Pembuatan profil DNA
Pengujian DNA (DNA testing), juga dikenal sebagai peneraan DNA (DNA profiling), penyidikan DNA, atau penyidikjarian genetik/DNA (genetic/DNA fingerprinting, adalah suatu pengujian forensik yang melibatkan teknik biologi molekuler untuk mendapatkan teraan/profil DNA sejumlah materi uji yang merupakan bahan biologis. Teraan DNA ini biasa disebut juga sebagai sidik jari DNA (DNA fingerprint). Melalui suatu alur penalaran tertentu, teraan DNA dapat digunakan untuk menunjukkan keterkaitan biologis berbagai materi uji, sehingga dapat mendukung suatu pembuktian forensik.
Kasus yang paling umum memperoleh keuntungan dari pengujian DNA adalah penentuan orang tua atau penyelidikan pemerkosaan/pembunuhan. Namun demikian, penerapan teknik ini juga dipakai untuk materi uji dari hewan maupun tumbuhan, khususnya bila keduanya dapat masuk dalam skenario pembuktian.
Metode pengujian ini pertama kali dilaporkan pada publikasi 1986 oleh Sir Alec Jeffreys dari Universitas Leicester, Inggris[1][2]; konon penemuannya terjadi secara kebetulan. Teknik ini dikomersialkan pada tahun 1987 ketika perusahaan teknik kimia ICI membuka pusat pengujian DNA di Inggris. Metode ini sekarang menjadi prosedur forensik rutin di banyak negara.
Bahan dasar
Untuk melakukan peneraan DNA harus dilakukan ekstraksi DNA dari sampel materi uji. Sumber yang paling umum adalah ekstrak atau sisa dari tubuh manusia, seperti darah, sperma, bagian kulit, sisa sel epitel pada sikat gigi, pangkal rambut yang membawa sel kulit, dan sebagainya. Tergantung dari kasusnya, sampel-sampel tersebut dapat diambil dari tempat kejadian perkara (TKP), dari tubuh korban serta tersangka (suspect) maupun barang pribadinya, dari kerabat vertikal (kakek, nenek, orang tua kandung, anak kandung maupun tiri tetapi bukan anak angkat, serta cucu) maupun horizontal (saudara kandung atau tiri), atau dari bank sampel (seperti bank sperma atau bank jaringan).
Prosedur umum
Sampel jaringan biologis yang mengandung sel diproses untuk diekstrak DNA-nya. DNA merupakan molekul yang relatif stabil, tidak cepat terurai meskipun sel-sel yang membawanya telah mati.
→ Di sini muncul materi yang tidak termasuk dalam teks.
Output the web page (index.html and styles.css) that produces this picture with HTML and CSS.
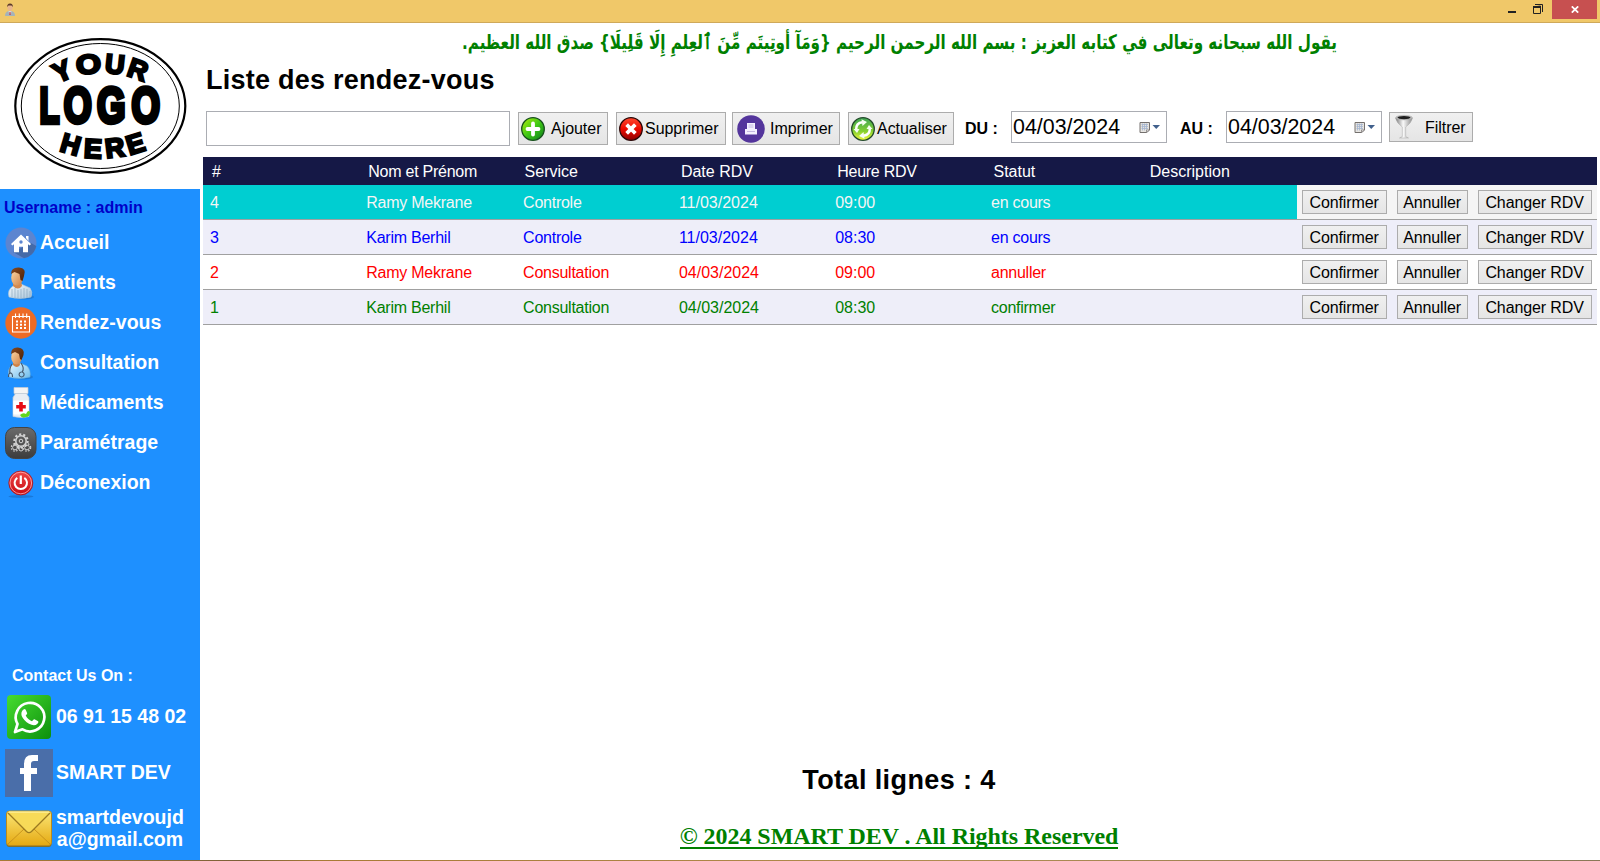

Selanjutnya, DNA akan dipaparkan pada teknologi penanda (marker/marka) genetik tertentu untuk melihat pola-pola khas yang dimiliki oleh setiap individu. Karena DNA bersifat baka dan semua sel pada satu individu berasal dari zigot yang sama, pola-pola penanda ini tetap sama untuk semua bagian tubuh dan relatif tidak berubah sampai individu tersebut mati. Pola-pola inilah yang disebut sebagai teraan DNA atau sidik jari DNA (DNA fingerprint, karena mirip fungsinya seperti sidik jari). Pola-pola penanda orang-orang yang berkerabat akan memiliki derajat kemiripan lebih tinggi daripada yang tidak berkerabat. Lebih jauh lagi, mengingat bahwa setiap individu memiliki separuh DNA dari ayah dan separuh dari ibunya, dapatlah dipastikan adanya hubungan kekerabatan di antara sampel-sampel.
Rujukan
- ^ Joseph Wambaugh, The Blooding (New York: A Perigord Press Book, 1989), 83.
- ^ Jeffreys A.J., Wilson V., Thein S.W. (1984). "Hypervariable 'minisatellite' regions in human DNA". Nature 314: 67–73. DOI:10.1038/314067a0.